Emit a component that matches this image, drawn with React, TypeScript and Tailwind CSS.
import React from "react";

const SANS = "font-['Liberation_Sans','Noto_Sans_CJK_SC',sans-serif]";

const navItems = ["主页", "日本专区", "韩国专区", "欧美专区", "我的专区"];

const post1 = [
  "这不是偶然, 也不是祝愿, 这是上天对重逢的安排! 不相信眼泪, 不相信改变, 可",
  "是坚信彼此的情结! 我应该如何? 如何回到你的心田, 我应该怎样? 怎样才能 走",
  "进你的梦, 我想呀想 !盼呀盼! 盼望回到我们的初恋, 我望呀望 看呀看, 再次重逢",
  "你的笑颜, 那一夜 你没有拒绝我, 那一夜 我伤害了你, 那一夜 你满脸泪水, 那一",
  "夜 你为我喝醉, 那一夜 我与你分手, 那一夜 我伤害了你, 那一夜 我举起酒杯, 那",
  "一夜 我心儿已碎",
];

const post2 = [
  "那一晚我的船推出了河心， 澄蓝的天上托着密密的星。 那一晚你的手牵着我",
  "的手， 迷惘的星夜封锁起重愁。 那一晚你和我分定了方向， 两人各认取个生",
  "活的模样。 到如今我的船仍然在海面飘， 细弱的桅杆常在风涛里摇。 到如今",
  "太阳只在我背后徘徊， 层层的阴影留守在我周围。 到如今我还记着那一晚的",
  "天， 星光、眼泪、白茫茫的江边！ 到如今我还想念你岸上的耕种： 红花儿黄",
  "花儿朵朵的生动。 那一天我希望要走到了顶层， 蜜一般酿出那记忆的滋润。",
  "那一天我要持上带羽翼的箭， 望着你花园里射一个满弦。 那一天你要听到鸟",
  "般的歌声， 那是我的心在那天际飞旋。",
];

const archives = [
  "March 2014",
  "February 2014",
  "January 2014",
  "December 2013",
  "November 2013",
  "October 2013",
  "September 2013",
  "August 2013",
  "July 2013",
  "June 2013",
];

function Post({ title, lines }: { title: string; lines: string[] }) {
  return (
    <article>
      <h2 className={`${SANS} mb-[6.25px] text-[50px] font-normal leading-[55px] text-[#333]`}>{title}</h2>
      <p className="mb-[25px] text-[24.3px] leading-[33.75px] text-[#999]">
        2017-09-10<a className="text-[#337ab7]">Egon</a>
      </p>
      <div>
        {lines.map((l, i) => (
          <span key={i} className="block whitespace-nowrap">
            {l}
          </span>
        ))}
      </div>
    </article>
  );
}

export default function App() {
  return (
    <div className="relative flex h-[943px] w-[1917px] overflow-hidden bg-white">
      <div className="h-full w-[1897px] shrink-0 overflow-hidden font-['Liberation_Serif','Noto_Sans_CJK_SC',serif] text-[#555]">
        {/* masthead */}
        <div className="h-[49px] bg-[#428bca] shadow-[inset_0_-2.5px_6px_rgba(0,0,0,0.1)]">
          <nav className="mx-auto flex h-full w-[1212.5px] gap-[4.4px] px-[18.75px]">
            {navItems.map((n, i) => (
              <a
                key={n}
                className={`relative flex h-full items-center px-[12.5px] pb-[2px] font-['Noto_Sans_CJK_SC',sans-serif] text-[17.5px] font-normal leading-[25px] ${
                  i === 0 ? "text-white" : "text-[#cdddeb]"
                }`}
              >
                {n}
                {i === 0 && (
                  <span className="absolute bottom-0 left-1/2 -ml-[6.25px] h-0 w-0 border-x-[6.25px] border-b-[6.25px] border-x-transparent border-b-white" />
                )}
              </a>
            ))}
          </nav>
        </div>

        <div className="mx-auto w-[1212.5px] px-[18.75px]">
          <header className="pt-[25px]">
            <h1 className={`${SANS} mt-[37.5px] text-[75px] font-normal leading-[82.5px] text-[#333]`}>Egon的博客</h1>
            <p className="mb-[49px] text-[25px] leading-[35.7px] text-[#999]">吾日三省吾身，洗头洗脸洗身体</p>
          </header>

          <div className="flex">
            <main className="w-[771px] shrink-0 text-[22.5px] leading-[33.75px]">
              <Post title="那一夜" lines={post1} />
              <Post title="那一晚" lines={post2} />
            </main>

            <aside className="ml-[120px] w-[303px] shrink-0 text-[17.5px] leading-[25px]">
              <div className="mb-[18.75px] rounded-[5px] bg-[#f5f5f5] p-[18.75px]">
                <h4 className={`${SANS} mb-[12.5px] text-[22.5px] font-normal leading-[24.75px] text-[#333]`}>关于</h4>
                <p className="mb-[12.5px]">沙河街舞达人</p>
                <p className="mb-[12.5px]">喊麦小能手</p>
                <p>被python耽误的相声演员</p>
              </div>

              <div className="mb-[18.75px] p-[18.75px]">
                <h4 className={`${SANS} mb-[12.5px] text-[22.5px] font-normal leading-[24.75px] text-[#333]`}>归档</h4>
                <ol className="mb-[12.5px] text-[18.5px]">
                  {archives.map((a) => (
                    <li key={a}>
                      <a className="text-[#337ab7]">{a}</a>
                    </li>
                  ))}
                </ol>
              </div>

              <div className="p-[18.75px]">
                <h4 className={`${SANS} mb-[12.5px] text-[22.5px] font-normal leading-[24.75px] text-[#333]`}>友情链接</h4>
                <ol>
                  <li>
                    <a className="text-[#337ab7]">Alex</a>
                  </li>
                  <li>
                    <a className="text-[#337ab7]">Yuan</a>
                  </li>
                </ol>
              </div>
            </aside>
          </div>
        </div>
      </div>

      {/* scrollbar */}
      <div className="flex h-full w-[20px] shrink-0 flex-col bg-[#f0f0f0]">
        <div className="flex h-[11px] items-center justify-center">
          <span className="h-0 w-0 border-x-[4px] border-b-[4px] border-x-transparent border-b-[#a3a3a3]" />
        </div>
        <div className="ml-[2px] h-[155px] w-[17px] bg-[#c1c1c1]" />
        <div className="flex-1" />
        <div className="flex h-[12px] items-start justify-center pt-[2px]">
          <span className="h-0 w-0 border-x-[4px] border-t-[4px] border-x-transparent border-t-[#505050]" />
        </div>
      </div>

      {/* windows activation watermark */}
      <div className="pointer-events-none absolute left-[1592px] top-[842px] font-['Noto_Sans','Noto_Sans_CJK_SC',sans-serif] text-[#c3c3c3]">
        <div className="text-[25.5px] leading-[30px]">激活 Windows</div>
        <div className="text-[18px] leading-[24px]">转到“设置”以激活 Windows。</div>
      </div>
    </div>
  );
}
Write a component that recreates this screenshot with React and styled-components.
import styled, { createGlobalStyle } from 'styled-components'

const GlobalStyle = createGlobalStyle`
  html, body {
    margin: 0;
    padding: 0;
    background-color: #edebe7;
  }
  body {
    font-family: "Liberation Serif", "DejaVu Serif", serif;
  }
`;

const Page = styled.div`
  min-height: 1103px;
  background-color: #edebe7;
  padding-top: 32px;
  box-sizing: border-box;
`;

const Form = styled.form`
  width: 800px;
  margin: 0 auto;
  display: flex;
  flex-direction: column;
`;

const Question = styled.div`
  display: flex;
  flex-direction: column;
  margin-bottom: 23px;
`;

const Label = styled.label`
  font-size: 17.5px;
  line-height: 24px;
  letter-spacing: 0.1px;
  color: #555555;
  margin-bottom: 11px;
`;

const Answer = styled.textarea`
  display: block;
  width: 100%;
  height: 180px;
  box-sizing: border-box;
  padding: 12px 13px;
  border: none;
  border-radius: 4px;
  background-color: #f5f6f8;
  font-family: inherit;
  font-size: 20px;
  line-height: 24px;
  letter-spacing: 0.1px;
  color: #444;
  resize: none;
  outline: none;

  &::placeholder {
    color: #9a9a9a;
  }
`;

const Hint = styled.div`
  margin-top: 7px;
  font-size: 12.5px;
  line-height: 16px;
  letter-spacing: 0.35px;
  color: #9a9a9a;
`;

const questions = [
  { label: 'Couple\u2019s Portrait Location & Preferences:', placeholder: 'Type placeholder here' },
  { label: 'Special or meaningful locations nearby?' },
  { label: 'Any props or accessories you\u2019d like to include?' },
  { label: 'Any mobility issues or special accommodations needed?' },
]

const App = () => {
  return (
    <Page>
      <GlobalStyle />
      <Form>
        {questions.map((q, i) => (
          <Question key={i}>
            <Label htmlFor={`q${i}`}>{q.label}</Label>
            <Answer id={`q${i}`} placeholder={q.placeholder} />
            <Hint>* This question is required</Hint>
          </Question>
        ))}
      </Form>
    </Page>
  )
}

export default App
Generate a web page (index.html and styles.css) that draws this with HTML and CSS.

#####

### Task requirements
Copy out each line of the listing that holds "with".

### Complete answer
Emit a component that matches this image, drawn with React, TypeScript and Tailwind CSS.
Write a component that recreates this screenshot with React and styled-components.
Generate a web page (index.html and styles.css) that draws this with HTML and CSS.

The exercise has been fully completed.